Zeitler: Daß Zuwanderung in Verbindung mit Bevölkerungsschwund und Geburtenrate gesehen werden muß. Daß dank des neuen Staatsbürgerschaftsrechts Kinder von Zuwanderern, obwohl sie beide Pässe haben, in der Geburtenstatistik nur als Deutsche geführt werden. Professor Birg hat für 2000 bis 2005 einen jährlichen Geburtenzuwachs durch Zuwanderer von etwa 100.000 bis 130.000 Kindern errechnet. Laut Statistischem Bundesamt sind es aber etwa für das Jahr 2003 nur 76.000. Irrt der Wissenschaftler? Es ist wohl eher die Politik, die trickst: Es ist zu vermuten, daß zumindest ein Gutteil der Differenz auf das Konto des neuen, die kulturellen Tatsachen verschleiernden Staatsbürgerschaftsrechts geht. Überhaupt haben wir es mit einer "heimlichen" Zuwanderung über die Kreißsäle zu tun: Mittlerweile übertrifft sie in manchen Jahren bereits die herkömmliche Netto-Zuwanderung! Hier drohen dramatische Konsequenzen: 1998 standen 685.000 deutschen Lebendgeburten noch 100.000 von Zuwanderern gegenüber. Für 2050 berechnet die Studie nur noch 260.000 deutsche gegenüber 178.000 ausländischen Lebendgeburten. Eine Steigerung von 12,7 auf 40,6 Prozent! Und es gibt Experten, die Birgs Berechnungen noch für zu optimistisch halten.

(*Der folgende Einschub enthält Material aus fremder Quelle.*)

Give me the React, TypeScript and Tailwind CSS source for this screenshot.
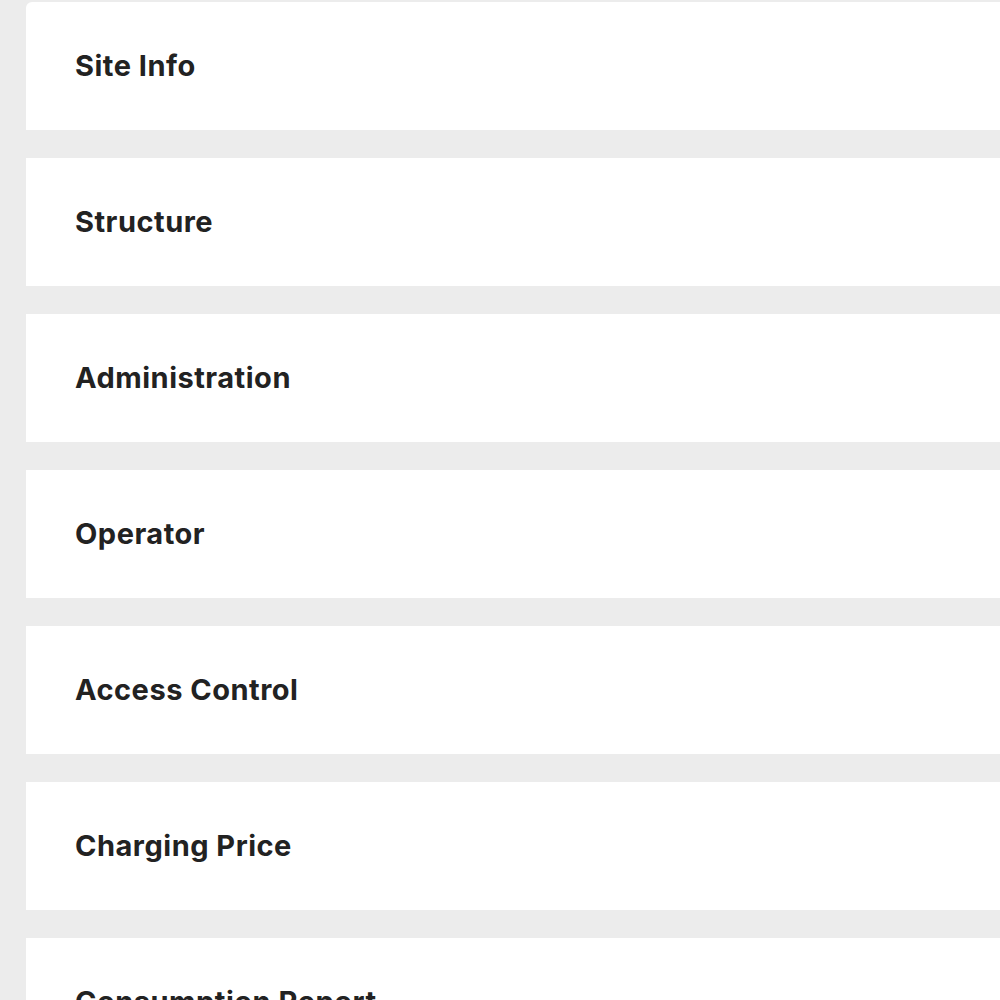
const sections = [
  "Site Info",
  "Structure",
  "Administration",
  "Operator",
  "Access Control",
  "Charging Price",
  "Consumption Report",
];

export default function App() {
  return (
    <div className="h-[1000px] overflow-hidden bg-[#ececec] pl-[26px] pt-[2px] font-['Inter','Liberation_Sans',sans-serif]">
      <div className="flex flex-col gap-[28px]">
        {sections.map((title, i) => (
          <div
            key={title}
            className={`flex h-[128px] shrink-0 items-center bg-white pl-[49px] ${i === 0 ? "rounded-tl-[6px]" : ""}`}
          >
            <h2 className="text-[29px] font-bold tracking-[0.5px] text-[#222222]">{title}</h2>
          </div>
        ))}
      </div>
    </div>
  );
}
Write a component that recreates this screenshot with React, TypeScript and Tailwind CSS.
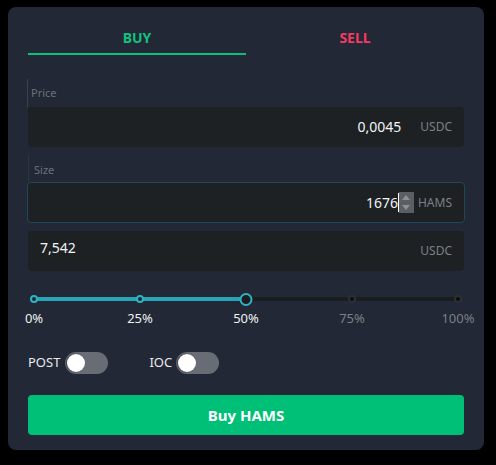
import { useState } from 'react';

const font = { fontFamily: '"Noto Sans", "Open Sans", sans-serif' };

const marks = [
  { pct: 0, label: '0%', left: 'left-[0%]' },
  { pct: 25, label: '25%', left: 'left-[25%]' },
  { pct: 50, label: '50%', left: 'left-[50%]' },
  { pct: 75, label: '75%', left: 'left-[75%]' },
  { pct: 100, label: '100%', left: 'left-[100%]' },
];

function Toggle({ on, onClick }: { on: boolean; onClick: () => void }) {
  return (
    <button
      type="button"
      onClick={onClick}
      className={`flex h-[22px] w-[43px] items-center rounded-full px-[2px] ${
        on ? 'justify-end bg-[#00bf77]' : 'justify-start bg-[#676c75]'
      }`}
    >
      <span className="h-[18px] w-[18px] rounded-full bg-white shadow-[-1px_0_2px_rgba(0,0,0,0.45)]" />
    </button>
  );
}

export default function App() {
  const [side, setSide] = useState<'buy' | 'sell'>('buy');
  const [post, setPost] = useState(false);
  const [ioc, setIoc] = useState(false);
  const value = 50;

  return (
    <div className="min-h-[465px] bg-black pl-[8px] pt-[7px]" style={font}>
      <div className="flex h-[443px] w-[476px] flex-col rounded-lg bg-[#222835] px-5 pt-[15px]">
        {/* tabs */}
        <div className="flex">
          <button
            type="button"
            onClick={() => setSide('buy')}
            className={`flex-1 border-b-2 pb-[5px] pt-[6px] text-sm font-bold leading-5 text-[#13c07e] ${
              side === 'buy' ? 'border-[#0cbf7a]' : 'border-transparent'
            }`}
          >
            BUY
          </button>
          <button
            type="button"
            onClick={() => setSide('sell')}
            className={`flex-1 border-b-2 pb-[5px] pt-[6px] text-sm font-bold leading-5 text-[#f23b62] ${
              side === 'sell' ? 'border-[#f23b62]' : 'border-transparent'
            }`}
          >
            SELL
          </button>
        </div>

        {/* price */}
        <div className="-ml-px mt-6 h-[28px] border-l border-[#3b404a] pl-[3px] pt-[7px] text-[11px] leading-[14px] text-[#6c717a]">
          Price
        </div>
        <div className="flex h-[40px] items-center justify-end rounded bg-[#1d2123] pr-3">
          <span className="text-sm text-[#f1f3f5]">0,0045</span>
          <span className="ml-[19px] text-xs text-[#7b8088]">USDC</span>
        </div>

        {/* size */}
        <div className="mt-2 h-[27px] border-l border-[#30353e] pl-[5px] pt-[8px] text-[11px] leading-[14px] text-[#6c717a]">
          Size
        </div>
        <div className="-mx-px flex h-[41px] items-center justify-end rounded border border-[#1e4858] bg-[#1d2123] pr-3">
          <span className="text-sm text-[#f1f3f5]">1676</span>
          <span className="h-[19px] w-px bg-white" />
          <span className="flex h-[21px] w-[15px] flex-col items-center justify-between bg-[#5b5e62] py-[3px]">
            <span className="h-0 w-0 border-x-[4px] border-b-[5px] border-x-transparent border-b-[#8e9195]" />
            <span className="h-0 w-0 border-x-[4px] border-t-[5px] border-x-transparent border-t-[#8e9195]" />
          </span>
          <span className="ml-[4px] text-xs text-[#7b8088]">HAMS</span>
        </div>

        {/* total */}
        <div className="mt-2 flex h-[40px] justify-between rounded bg-[#1d2123] pl-3 pr-3">
          <span className="pt-[7px] text-sm leading-5 text-[#f1f3f5]">7,542</span>
          <span className="self-center text-xs text-[#7b8088]">USDC</span>
        </div>

        {/* slider */}
        <div className="relative mx-[6px] mt-[22px] h-[12px]">
          <div className="absolute inset-x-0 top-[4px] h-[4px] rounded-full bg-[#1b1e21]" />
          <div className="absolute left-0 top-[4px] h-[4px] w-1/2 rounded-full bg-[#27a5b5]" />
          {marks.map((m) =>
            m.pct === value ? (
              <span
                key={m.pct}
                className={`absolute top-[-0.5px] h-[13px] w-[13px] -translate-x-1/2 rounded-full border-2 border-[#2fb3c4] bg-[#1b1d20] ${m.left}`}
              />
            ) : m.pct < value ? (
              <span
                key={m.pct}
                className={`absolute top-[2px] h-[8px] w-[8px] -translate-x-1/2 rounded-full border-2 border-[#2fb3c4] bg-[#1f2933] ${m.left}`}
              />
            ) : (
              <span
                key={m.pct}
                className={`absolute top-[2px] h-[8px] w-[8px] -translate-x-1/2 rounded-full border-2 border-[#2c3034] bg-[#0c0d0f] ${m.left}`}
              />
            ),
          )}
        </div>
        <div className="relative mx-[6px] mt-[4px] h-[18px]">
          {marks.map((m) => (
            <span
              key={m.pct}
              className={`absolute top-0 -translate-x-1/2 text-[13px] leading-[18px] ${m.left} ${
                m.pct <= value ? 'text-[#eef0f2]' : 'text-[#7b8088]'
              }`}
            >
              {m.label}
            </span>
          ))}
        </div>

        {/* toggles */}
        <div className="mt-[25px] flex items-center text-[13px] text-[#e8eaed]">
          <span>POST</span>
          <span className="ml-[5px]">
            <Toggle on={post} onClick={() => setPost(!post)} />
          </span>
          <span className="ml-[41px]">IOC</span>
          <span className="ml-[4px]">
            <Toggle on={ioc} onClick={() => setIoc(!ioc)} />
          </span>
        </div>

        <button
          type="button"
          className="mt-[21px] h-[40px] rounded bg-[#00bf77] text-[15px] font-bold text-white"
        >
          {side === 'buy' ? 'Buy HAMS' : 'Sell HAMS'}
        </button>
      </div>
    </div>
  );
}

Vor allem kritisieren Sie aber die verborgenen Kosten der Zuwanderung.

Zeitler: "Kosten" in mehrfacher Hinsicht: Eine nicht streng begrenzte Zuwanderung kostet unser Gesellschaft Stabilität, weil Einwanderung immer eine grundlegende Veränderung der Sozial- und Gesellschaftsstruktur bedeutet. Sie kostet uns Sicherheit, weil Ausländerkriminalität, Ausländerextremismus und ausländische Konflikte - wie etwa der zwischen Kurden und Türken - importiert werden. Sie kostet uns kulturelle Identität, weil die Einwanderung fremder Kulturen dazu führt, daß diese langfristig die gleiche gesellschaftliche Gültigkeit beanspruchen werden wie unsere einheimische Kultur. Und nicht zuletzt bürdet sie uns erhebliche finanzielle Kosten auf, weil sie Umverteilung von den Einheimischen zu den Migranten bedeutet: Birg hat die Einnahmeseite - also die von den Zuwanderern geleisteten Steuern und Sozialabgaben - und die Ausgabeseite - also die an die Zuwanderer gezahlten Sozialleistungen, steuerfinanzierten Transfers sowie die steuerfinanzierten Leistungen des staatlichen Infrastrukturangebots - verrechnet. Ergebnis: Bei einer Aufenthaltsdauer von null bis zehn Jahren pro Zuwanderer beträgt der Überschuß der empfangenen über die geleisteten Zahlungen pro Jahr rund 2.300 Euro, bei einer Aufenthaltsdauer von 10 bis 25 Jahren immerhin noch etwa 1.300 Euro. Erst ab 25 Jahren beginnt sich ein Überschuß der geleisteten über die empfangenen Zahlungen einzustellen. Jedoch genügt dann in aller Regel die restliche Lebensarbeitszeit nicht mehr, um die insgesamt negative Bilanz noch auszugleichen. Einwanderung ist also ein Verlustgeschäft für uns. Darüber sollten die Menschen offen informiert werden, und sie sollten durch ein entsprechendes Politikangebot auch die Möglichkeit haben, daraus eine demokratische politische Konsequenz ziehen zu können. Wir sollten nicht vergessen, daß es gerade die Frage der Mitbestimmung über das Budget war - Stichwort: no taxation without representation, also keine Besteuerung ohne ein parlamentarisches Mitspracherecht über Verwendung der Steuern -, die 1776 in Amerika zur Revolution und zur Begründung der modernen Demokratie geführt hat. 

 

Dr. Klaus Zeitler: Der ehemalige SPD-Politiker war von 1968 bis 1990 Oberbürgermeister von Würzburg. Nach 33 Jahren verließ er enttäuscht seine Partei und war zeitweilig Mitglied der Republikaner. Heute vertritt der 1929 in der Mainmetropole geborene Jurist als Gemeinderat eine unabhängige Wählerliste.